Go through the listing and copy each line with the string "styles".

>> START

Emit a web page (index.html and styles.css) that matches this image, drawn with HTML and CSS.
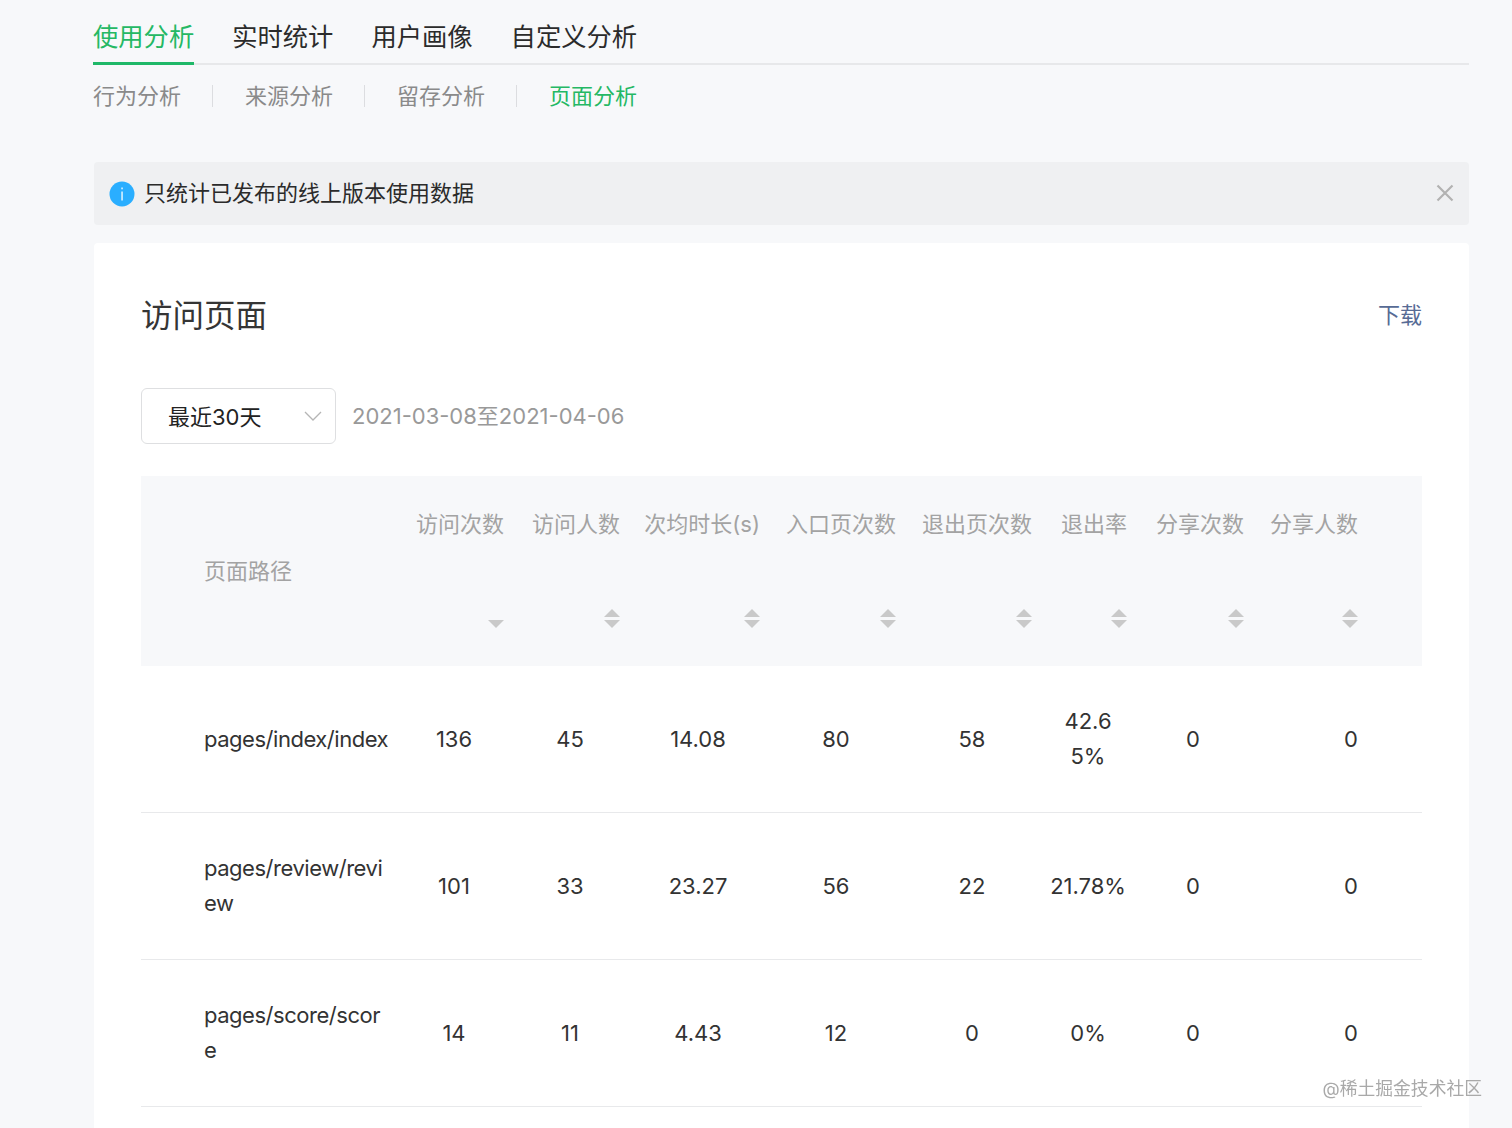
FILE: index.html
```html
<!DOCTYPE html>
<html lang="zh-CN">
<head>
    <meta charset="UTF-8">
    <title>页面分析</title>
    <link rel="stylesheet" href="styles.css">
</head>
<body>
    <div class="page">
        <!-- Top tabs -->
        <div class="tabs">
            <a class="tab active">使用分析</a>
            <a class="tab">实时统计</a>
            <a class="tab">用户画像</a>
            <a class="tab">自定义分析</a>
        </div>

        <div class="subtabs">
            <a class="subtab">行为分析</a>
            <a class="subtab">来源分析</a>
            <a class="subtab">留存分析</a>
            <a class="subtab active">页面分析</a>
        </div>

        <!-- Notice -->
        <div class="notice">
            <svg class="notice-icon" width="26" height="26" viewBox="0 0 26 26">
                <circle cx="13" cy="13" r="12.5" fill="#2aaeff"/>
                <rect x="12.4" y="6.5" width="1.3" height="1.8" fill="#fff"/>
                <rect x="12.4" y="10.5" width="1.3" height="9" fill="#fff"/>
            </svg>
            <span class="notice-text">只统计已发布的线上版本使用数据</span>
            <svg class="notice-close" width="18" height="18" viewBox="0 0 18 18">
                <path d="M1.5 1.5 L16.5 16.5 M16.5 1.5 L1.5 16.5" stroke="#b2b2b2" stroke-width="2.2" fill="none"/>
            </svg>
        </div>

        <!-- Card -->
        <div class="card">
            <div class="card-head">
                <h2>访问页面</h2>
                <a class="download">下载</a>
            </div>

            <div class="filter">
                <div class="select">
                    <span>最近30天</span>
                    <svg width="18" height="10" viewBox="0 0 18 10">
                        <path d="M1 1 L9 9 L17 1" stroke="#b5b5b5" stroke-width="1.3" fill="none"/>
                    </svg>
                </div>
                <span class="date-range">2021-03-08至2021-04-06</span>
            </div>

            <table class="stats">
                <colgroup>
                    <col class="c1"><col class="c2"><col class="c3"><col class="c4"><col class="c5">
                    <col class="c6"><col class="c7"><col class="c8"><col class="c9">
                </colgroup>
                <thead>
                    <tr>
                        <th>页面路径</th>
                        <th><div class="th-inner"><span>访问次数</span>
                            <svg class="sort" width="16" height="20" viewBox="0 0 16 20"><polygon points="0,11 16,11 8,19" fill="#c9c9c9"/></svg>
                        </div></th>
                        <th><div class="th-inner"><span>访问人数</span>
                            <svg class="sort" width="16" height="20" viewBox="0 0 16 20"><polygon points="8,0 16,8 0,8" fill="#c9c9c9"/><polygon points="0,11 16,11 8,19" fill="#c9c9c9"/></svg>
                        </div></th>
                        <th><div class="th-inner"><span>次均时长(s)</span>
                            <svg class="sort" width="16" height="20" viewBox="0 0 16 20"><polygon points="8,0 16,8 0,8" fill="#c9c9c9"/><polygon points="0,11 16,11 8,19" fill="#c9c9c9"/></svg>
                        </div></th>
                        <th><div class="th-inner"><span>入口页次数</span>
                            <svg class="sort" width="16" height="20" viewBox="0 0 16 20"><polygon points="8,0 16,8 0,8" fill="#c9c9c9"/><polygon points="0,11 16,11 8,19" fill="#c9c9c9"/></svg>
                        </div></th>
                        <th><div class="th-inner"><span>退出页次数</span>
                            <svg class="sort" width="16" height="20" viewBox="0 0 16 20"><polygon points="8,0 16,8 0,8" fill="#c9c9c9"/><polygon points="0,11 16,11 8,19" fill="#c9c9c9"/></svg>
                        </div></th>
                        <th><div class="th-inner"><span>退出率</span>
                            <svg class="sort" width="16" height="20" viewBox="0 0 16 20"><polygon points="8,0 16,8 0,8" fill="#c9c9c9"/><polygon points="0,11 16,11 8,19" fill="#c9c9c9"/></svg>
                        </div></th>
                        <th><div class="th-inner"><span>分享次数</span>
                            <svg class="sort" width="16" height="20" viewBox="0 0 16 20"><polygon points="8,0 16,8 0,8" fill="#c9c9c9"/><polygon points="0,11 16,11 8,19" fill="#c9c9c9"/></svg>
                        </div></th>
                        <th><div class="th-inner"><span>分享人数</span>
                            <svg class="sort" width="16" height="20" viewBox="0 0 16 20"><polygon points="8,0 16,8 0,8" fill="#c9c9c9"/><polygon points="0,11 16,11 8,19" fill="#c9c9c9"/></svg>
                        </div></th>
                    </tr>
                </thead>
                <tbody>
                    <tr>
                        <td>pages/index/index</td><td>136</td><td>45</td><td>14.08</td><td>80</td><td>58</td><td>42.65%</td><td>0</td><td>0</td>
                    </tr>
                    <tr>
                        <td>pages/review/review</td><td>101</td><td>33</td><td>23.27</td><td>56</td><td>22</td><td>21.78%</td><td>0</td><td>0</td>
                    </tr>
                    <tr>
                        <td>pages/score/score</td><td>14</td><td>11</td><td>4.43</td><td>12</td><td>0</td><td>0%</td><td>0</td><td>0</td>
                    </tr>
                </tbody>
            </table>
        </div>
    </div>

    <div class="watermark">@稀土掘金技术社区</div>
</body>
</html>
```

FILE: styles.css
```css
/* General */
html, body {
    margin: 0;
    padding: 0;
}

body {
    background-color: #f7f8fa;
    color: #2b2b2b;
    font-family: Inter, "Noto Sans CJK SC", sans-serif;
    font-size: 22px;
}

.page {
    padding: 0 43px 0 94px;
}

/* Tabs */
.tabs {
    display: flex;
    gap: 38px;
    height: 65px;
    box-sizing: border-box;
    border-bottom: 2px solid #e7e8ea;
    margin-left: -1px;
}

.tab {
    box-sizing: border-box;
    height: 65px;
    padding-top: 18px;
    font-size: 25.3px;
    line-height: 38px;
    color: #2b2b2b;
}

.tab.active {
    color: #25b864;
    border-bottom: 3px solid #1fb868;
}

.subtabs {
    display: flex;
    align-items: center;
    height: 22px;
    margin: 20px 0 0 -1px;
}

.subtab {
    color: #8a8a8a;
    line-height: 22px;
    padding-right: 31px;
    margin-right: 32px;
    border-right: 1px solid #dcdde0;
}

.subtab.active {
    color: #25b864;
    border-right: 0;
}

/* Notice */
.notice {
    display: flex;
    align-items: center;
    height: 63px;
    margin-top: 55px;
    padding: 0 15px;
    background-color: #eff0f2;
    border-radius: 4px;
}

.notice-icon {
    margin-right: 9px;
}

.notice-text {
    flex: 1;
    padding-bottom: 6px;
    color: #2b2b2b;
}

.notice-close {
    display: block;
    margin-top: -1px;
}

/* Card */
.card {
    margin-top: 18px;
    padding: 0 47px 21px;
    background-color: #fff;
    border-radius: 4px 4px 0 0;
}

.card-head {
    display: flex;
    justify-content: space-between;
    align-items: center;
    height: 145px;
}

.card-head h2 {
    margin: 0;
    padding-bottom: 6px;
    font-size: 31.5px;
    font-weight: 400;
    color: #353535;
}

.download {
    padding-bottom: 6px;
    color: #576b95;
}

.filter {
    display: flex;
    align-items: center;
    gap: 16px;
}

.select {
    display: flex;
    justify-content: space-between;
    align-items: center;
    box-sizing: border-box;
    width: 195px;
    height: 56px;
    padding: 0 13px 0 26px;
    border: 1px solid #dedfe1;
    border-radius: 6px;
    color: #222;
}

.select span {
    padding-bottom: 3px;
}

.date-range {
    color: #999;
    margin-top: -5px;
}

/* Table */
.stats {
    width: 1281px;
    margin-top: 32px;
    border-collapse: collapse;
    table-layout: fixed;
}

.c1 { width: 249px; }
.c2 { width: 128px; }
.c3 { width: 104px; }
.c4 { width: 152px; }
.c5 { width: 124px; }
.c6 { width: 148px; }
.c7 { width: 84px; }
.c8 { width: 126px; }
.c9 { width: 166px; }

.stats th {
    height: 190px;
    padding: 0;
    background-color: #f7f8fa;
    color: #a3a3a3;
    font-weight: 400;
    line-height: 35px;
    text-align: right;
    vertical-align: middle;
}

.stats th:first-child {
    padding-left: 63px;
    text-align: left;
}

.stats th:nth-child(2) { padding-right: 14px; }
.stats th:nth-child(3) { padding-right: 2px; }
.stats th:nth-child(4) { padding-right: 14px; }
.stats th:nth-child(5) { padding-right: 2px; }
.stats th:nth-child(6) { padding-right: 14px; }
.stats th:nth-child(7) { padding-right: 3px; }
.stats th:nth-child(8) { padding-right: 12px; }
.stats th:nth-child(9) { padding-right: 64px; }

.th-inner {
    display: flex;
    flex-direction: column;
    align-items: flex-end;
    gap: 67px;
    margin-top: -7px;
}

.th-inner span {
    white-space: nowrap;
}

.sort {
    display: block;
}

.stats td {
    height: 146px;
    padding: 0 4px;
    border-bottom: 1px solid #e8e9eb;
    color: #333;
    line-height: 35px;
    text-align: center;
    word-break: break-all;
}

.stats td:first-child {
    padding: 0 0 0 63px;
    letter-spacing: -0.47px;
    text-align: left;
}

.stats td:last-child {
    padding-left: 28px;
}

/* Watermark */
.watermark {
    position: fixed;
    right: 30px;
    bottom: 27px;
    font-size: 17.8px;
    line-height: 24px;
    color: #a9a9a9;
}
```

>> END

COMPLETE OUTPUT ::
Emit a web page (index.html and styles.css) that matches this image, drawn with HTML and CSS.
    <link rel="stylesheet" href="styles.css">
FILE: styles.css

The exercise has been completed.